DESCRIPTION OF THE TASK | Copy each line of the material below that includes the string "with".

DATASET SECTION |
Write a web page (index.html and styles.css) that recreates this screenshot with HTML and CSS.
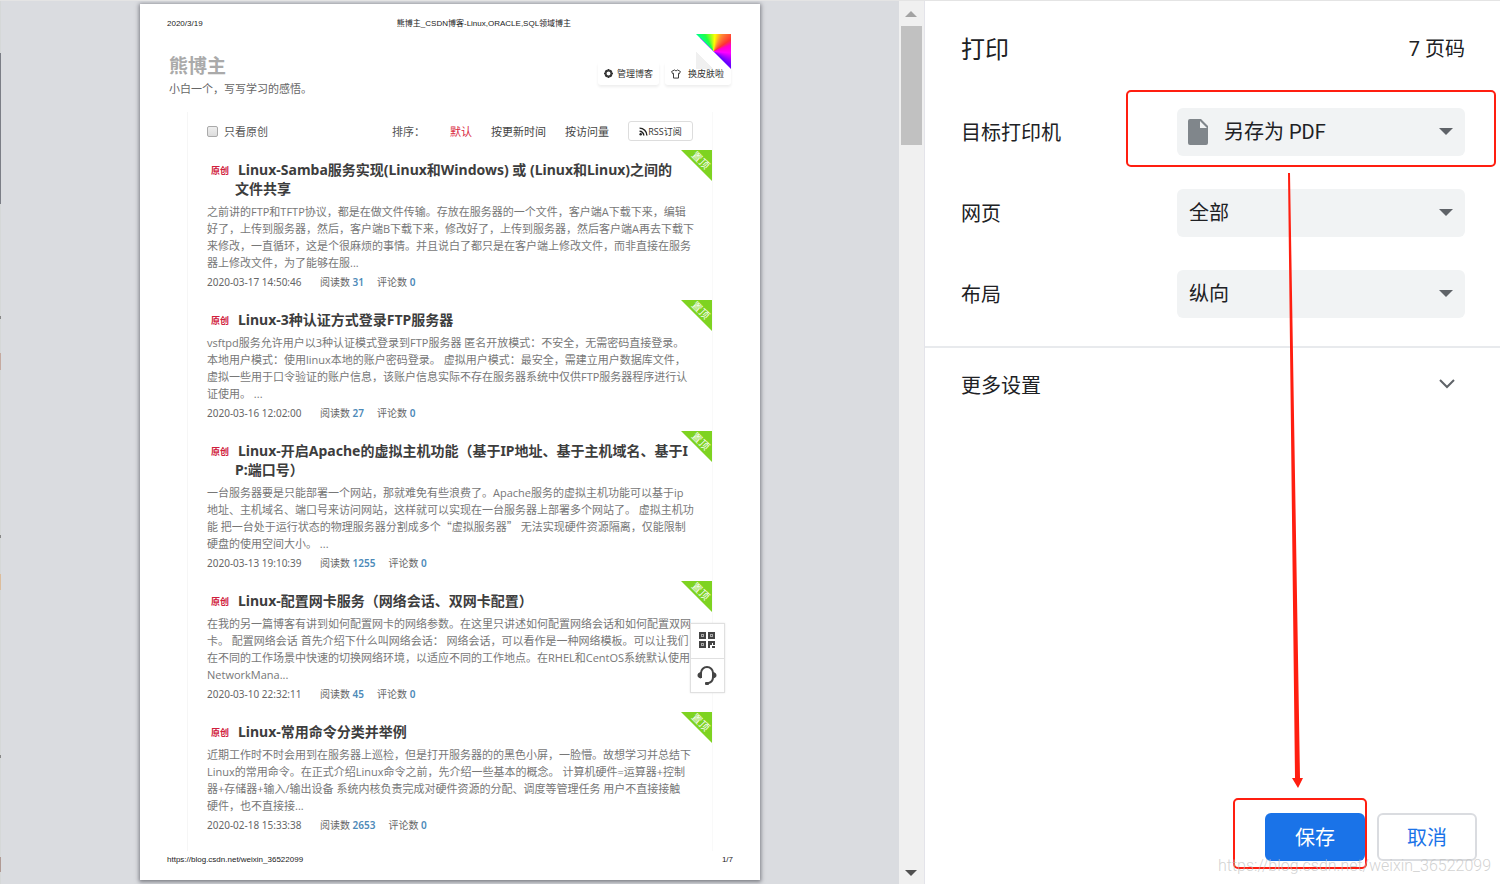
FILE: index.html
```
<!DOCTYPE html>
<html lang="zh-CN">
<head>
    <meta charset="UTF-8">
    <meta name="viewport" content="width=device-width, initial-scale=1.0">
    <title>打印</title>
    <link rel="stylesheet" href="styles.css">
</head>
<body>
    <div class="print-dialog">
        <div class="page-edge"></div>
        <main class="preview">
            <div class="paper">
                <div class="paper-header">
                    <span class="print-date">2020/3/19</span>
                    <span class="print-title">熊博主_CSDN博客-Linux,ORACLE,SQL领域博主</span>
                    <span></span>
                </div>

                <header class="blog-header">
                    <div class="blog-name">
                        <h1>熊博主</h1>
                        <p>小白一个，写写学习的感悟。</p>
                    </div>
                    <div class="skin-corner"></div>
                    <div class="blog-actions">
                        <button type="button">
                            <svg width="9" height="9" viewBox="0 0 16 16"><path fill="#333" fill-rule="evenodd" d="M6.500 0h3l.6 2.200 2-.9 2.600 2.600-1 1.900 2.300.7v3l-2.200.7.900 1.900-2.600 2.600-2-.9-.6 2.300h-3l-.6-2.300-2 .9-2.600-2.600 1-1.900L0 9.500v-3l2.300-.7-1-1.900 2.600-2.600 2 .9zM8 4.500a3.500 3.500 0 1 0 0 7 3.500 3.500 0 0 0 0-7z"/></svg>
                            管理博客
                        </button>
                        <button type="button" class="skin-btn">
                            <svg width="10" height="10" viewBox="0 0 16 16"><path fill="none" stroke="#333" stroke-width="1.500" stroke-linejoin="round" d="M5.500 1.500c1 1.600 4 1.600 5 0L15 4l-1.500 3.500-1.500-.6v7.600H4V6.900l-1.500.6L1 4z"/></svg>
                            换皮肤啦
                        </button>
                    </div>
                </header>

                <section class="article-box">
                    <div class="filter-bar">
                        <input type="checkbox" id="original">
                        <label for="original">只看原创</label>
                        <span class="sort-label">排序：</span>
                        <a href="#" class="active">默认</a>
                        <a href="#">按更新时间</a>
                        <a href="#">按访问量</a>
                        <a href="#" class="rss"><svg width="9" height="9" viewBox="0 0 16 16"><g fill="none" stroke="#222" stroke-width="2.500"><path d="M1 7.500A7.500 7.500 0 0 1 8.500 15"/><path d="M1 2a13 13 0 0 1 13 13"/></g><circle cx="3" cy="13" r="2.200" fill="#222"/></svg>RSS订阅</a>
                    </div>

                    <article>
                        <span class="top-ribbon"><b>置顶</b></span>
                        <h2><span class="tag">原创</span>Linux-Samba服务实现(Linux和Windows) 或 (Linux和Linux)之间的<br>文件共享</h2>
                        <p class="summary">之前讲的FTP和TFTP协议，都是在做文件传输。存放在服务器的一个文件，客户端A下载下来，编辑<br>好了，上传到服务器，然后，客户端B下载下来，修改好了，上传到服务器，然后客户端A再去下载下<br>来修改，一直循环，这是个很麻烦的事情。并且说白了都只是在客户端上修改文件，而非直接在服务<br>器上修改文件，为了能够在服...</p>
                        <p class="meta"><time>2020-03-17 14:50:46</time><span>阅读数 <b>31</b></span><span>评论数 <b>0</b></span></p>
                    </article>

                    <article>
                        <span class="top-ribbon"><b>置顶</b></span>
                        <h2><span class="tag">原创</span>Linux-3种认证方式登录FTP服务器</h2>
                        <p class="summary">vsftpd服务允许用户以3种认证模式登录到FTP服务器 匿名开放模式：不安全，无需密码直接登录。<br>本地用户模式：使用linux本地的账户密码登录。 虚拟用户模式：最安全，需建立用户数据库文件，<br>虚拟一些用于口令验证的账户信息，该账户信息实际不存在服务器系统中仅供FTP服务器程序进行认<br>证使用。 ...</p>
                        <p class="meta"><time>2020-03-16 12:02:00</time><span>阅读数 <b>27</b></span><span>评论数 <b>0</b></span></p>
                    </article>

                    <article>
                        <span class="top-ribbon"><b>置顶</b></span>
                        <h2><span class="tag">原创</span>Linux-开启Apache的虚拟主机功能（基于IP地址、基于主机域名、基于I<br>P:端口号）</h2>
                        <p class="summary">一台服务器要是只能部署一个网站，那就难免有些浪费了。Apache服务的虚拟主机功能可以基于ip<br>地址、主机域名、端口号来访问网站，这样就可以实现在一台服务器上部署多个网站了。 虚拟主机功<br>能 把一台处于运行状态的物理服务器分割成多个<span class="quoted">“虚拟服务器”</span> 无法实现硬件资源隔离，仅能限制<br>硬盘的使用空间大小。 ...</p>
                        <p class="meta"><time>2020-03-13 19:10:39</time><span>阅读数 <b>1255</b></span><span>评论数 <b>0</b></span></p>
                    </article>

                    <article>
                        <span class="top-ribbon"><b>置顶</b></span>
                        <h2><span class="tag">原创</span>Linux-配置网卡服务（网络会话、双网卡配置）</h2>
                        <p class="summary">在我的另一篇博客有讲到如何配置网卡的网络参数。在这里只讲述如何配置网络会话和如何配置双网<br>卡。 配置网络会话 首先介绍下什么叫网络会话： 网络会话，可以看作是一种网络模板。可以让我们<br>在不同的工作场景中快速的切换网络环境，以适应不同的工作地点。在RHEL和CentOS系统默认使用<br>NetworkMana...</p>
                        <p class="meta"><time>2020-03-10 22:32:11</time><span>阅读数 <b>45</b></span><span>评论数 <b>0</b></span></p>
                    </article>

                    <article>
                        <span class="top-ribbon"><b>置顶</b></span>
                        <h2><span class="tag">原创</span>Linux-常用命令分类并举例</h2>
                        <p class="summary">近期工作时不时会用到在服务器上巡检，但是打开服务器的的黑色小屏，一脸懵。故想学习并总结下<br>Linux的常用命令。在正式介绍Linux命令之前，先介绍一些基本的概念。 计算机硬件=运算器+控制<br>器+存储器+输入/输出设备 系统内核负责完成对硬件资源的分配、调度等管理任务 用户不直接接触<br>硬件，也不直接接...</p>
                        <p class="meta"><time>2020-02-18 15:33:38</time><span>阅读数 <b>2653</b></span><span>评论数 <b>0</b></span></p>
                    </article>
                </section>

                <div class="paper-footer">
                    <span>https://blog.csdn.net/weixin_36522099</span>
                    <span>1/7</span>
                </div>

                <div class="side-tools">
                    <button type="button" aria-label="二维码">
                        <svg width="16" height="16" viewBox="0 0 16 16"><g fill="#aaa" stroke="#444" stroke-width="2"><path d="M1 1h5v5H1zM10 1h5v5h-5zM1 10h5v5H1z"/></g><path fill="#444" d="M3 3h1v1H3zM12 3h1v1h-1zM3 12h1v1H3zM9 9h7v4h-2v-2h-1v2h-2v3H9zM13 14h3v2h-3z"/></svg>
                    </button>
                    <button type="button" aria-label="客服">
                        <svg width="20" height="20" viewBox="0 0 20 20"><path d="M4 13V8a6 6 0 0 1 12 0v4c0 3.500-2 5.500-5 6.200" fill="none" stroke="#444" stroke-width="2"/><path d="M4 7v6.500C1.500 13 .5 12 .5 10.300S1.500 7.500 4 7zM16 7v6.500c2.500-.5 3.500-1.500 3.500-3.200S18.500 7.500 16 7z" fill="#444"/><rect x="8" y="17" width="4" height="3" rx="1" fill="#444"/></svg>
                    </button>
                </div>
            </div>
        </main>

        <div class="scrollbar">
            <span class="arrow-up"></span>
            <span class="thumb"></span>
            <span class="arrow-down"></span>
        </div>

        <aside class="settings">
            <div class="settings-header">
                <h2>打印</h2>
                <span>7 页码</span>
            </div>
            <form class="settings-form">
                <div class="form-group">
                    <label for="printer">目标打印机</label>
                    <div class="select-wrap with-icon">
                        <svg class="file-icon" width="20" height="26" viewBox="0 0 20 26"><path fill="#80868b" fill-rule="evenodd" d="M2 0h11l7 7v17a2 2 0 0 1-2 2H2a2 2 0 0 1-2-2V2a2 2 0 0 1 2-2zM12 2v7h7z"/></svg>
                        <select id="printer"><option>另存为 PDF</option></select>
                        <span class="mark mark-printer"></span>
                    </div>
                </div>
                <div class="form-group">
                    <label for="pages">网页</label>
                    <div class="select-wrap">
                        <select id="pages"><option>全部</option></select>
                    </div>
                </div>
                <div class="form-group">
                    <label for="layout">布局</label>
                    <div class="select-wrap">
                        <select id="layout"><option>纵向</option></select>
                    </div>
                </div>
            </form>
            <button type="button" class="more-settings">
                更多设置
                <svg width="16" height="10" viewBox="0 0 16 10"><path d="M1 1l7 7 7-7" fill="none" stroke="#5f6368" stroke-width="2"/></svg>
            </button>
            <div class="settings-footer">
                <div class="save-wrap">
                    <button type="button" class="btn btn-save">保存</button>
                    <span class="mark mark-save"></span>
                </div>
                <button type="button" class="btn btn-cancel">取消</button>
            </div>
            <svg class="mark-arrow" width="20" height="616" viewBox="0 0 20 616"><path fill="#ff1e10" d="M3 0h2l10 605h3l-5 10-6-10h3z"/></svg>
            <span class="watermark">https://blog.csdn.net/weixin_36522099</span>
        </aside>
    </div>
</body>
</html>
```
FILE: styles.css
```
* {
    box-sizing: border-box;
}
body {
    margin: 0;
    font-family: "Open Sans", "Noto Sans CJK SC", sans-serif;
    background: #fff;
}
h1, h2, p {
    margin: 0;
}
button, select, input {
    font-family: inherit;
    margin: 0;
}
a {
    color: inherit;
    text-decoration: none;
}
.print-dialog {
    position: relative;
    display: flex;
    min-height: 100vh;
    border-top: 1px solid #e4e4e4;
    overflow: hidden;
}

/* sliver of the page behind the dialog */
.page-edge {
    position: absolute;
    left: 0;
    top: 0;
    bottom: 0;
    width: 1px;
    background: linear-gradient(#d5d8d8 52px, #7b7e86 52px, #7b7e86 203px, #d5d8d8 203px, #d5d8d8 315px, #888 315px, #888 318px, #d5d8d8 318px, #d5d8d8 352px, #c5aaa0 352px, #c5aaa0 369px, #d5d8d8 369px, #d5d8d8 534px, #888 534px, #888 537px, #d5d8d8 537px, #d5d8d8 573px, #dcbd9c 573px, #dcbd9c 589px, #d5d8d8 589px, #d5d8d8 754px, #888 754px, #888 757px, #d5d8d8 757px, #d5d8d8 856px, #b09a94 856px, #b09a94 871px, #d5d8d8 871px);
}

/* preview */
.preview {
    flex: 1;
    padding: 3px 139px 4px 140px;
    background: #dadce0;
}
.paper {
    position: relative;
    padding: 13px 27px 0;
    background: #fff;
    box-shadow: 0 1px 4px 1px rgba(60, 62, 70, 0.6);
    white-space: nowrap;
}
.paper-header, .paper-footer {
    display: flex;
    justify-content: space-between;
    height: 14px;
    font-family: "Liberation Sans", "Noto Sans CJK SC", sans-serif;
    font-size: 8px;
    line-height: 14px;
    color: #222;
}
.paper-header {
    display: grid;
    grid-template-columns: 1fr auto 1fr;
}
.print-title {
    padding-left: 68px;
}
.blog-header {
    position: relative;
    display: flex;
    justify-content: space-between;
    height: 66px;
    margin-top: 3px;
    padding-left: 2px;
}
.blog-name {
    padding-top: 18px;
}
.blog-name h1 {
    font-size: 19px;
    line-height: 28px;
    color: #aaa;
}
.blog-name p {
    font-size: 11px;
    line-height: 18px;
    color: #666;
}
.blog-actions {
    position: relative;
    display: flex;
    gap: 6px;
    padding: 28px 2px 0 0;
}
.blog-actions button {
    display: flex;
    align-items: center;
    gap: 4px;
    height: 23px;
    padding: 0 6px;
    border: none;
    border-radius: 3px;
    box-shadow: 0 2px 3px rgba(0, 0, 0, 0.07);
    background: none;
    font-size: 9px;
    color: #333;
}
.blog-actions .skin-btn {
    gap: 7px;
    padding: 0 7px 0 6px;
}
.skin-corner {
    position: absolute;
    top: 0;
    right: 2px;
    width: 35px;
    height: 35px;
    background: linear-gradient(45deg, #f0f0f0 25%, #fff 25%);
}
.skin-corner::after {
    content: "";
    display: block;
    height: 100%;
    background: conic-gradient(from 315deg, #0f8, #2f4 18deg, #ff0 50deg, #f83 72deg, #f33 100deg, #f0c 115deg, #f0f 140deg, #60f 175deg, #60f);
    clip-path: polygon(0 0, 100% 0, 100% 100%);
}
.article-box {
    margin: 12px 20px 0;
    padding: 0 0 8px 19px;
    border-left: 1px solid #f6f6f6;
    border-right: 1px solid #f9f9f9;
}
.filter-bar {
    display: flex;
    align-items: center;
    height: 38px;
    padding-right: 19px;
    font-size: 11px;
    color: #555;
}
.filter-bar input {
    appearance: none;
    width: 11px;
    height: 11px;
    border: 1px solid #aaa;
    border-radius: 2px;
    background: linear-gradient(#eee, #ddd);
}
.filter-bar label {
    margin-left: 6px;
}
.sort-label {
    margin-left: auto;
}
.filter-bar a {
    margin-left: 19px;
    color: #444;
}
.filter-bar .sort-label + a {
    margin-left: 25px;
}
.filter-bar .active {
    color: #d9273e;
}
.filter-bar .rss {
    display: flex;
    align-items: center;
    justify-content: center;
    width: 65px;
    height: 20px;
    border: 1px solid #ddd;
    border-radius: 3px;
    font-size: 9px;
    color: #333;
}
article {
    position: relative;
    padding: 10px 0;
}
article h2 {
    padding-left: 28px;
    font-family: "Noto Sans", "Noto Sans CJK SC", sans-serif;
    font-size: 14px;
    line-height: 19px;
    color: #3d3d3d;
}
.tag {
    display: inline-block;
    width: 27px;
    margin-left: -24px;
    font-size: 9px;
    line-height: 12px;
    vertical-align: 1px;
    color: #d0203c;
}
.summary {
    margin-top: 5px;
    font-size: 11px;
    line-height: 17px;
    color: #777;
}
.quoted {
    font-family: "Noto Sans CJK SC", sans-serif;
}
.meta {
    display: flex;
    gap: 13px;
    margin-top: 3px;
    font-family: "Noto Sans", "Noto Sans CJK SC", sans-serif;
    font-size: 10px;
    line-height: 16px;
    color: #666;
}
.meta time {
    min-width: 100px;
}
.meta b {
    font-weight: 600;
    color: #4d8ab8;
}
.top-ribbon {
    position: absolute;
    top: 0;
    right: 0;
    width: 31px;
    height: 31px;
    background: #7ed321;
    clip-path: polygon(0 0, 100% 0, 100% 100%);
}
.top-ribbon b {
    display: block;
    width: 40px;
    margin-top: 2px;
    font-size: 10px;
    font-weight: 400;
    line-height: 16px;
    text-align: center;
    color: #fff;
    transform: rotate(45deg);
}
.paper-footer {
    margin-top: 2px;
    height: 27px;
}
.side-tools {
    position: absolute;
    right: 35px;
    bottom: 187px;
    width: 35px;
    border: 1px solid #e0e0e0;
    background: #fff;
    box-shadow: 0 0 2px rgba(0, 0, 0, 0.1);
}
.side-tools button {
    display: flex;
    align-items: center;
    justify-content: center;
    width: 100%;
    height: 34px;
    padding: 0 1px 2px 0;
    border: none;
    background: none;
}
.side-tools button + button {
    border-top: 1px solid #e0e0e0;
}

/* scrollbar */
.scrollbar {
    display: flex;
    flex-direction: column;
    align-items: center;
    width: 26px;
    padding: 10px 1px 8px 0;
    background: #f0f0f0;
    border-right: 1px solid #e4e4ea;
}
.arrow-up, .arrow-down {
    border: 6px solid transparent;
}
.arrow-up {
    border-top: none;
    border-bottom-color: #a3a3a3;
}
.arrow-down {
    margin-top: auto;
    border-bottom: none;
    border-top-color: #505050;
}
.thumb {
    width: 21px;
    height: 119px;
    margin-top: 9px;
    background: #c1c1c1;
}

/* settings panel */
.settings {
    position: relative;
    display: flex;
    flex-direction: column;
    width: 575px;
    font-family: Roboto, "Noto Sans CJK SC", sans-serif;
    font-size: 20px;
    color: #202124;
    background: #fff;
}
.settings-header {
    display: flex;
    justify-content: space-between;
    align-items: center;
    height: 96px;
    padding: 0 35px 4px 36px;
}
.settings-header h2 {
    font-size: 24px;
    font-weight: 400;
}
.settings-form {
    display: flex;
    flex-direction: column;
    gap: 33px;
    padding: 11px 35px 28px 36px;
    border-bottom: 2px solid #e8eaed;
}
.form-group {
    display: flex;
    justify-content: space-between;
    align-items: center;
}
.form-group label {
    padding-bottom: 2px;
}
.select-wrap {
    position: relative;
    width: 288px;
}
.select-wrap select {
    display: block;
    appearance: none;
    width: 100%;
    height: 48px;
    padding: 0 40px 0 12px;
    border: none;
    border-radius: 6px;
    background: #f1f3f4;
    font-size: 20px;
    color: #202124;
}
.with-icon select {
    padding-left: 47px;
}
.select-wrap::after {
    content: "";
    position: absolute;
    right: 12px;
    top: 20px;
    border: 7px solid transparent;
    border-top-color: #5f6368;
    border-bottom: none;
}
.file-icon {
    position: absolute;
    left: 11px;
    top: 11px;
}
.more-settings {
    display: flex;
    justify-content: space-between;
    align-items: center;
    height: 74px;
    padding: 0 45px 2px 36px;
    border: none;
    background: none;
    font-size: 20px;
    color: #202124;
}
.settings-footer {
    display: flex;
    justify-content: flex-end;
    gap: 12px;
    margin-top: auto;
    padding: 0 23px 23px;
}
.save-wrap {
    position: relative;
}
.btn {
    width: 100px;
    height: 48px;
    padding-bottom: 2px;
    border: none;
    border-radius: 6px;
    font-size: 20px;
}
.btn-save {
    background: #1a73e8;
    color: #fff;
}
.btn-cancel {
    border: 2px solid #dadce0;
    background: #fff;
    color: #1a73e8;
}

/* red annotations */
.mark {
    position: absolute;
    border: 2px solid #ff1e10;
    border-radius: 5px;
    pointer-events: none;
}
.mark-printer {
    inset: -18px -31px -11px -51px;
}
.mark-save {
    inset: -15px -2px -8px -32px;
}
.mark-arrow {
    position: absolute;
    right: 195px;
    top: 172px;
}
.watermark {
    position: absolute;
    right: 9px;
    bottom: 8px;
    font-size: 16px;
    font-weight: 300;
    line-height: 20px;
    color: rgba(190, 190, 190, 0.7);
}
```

RESULT |
Write a web page (index.html and styles.css) that recreates this screenshot with HTML and CSS.
                    <div class="select-wrap with-icon">
.with-icon select {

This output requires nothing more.